Eyeing the future

As John Kirksey continues to lay the
groundwork for the future of Kirksey
Architecture when he is no longer in charge, he realizes the delicacy with which
he must take each step in the process.

“A lot of these professional service
companies, the original founders control and manage the company way past the point they should,” says Kirksey, founder and president of Kirksey
Architecture, a $21 million, 120-employee architectural design firm. “When they
finally say it’s time for me to give some
leadership to younger people, those
people aren’t necessarily young
anymore. They’ve never been
given leadership, so they don’t
know how to deal with it.”

By getting future leaders
involved early, it becomes easier
to achieve a seamless transition
of power.

Smart Business spoke with
Kirksey about the best way to
develop leaders.

Q: What do you look for in a leader?

We put more of a premium on a
spiritual leader than we do on a
dollar-driven leader. People that
exude self-confidence and a
positive attitude and are supportive of other people and
respect other people are much
more powerful to us than someone who says they can bring in five new clients every month.

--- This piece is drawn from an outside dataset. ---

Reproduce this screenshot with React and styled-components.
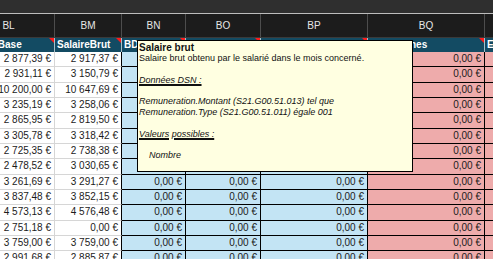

You really need to understand
the characteristics that you are
looking for in an individual
that can translate into leadership in your company. Many times, it’s not going to be a
Type-A personality. It’s going
to be quietly self-confident people who
have good primary skills that just need
support and motivation and a good
example to follow.

Q: How do you find these leaders?

We throw everybody in the pool, and
certain people surface as being able to
swim a little better than others. We just
give them a lot of latitude to prove that.

They are people that take initiative and
are proactive and want to be aggressively
involved in developing their careers, not
waiting for us to give them instruction.
We ask a lot of the people that work here.
We also expect them to take the lead.

We can tell people to be certain things,
but unless they want to be it, it’s never
going to happen. Instead of me telling people what they are going to be doing,
you’ve got to listen. When people start
telling you, ‘Here’s what I think I’d be good
at,’ you can then really get behind them
because generally, that’s what they will be
good at.

Q: How do you gather employee input?

When we establish objectives, there are
11 team leaders. If you just take 120 people, divide it by 11, it’s very close to 10 or
11 people in a small political unit. We ask
our team leaders to give us feedback on
the pulse of what their team is thinking.

We break it down into units of 10. That
gives you a lot better understanding if there are grassroots issues and problems
that are happening within a team. An
employee is more likely to share with
their team leader than stand up in a
meeting of 120 people and say, ‘I don’t
really agree with this.’

We look at it both in front of our quarterly meetings and behind our quarterly
meetings. In front of our quarterly meetings, we try to get our team leaders to
bring issues to the table because they
have weekly meetings with their team.
After the quarterly meetings, we ask our
team leaders to bring issues back to the
table and respond to what people saw at
the quarterly meeting. If anyone has
an issue or a problem, we want to
know about it.

Q: How do you deal with failure?

You try to get over it quickly.
Instead of mourning the loss of
that project, you go out, and there
are plenty of other projects out
there. The key thing for us is to
acknowledge it right away and try
to work to correct what it might be.

The only time we’ve really had big
problems is when we tried to ignore
a problem that we were part of versus immediately trying to deal aggressively with any problems we
might have encountered.

Q: How do you empower employees?

We have a big commitment to personal respect for everyone and trying
to allow people to find their own
channel to success. When people
have ideas, if we think it’s a good
idea, we’ll give them all the running
room they need.

Every Tuesday morning, we have a
marketing meeting. Anyone in our
company is invited to come to our marketing meeting. If people want to show
some initiative, they’ll show up. That’s
how you start identifying people that
really would like to get more involved
and take charge of their future and manage a little bit of their career.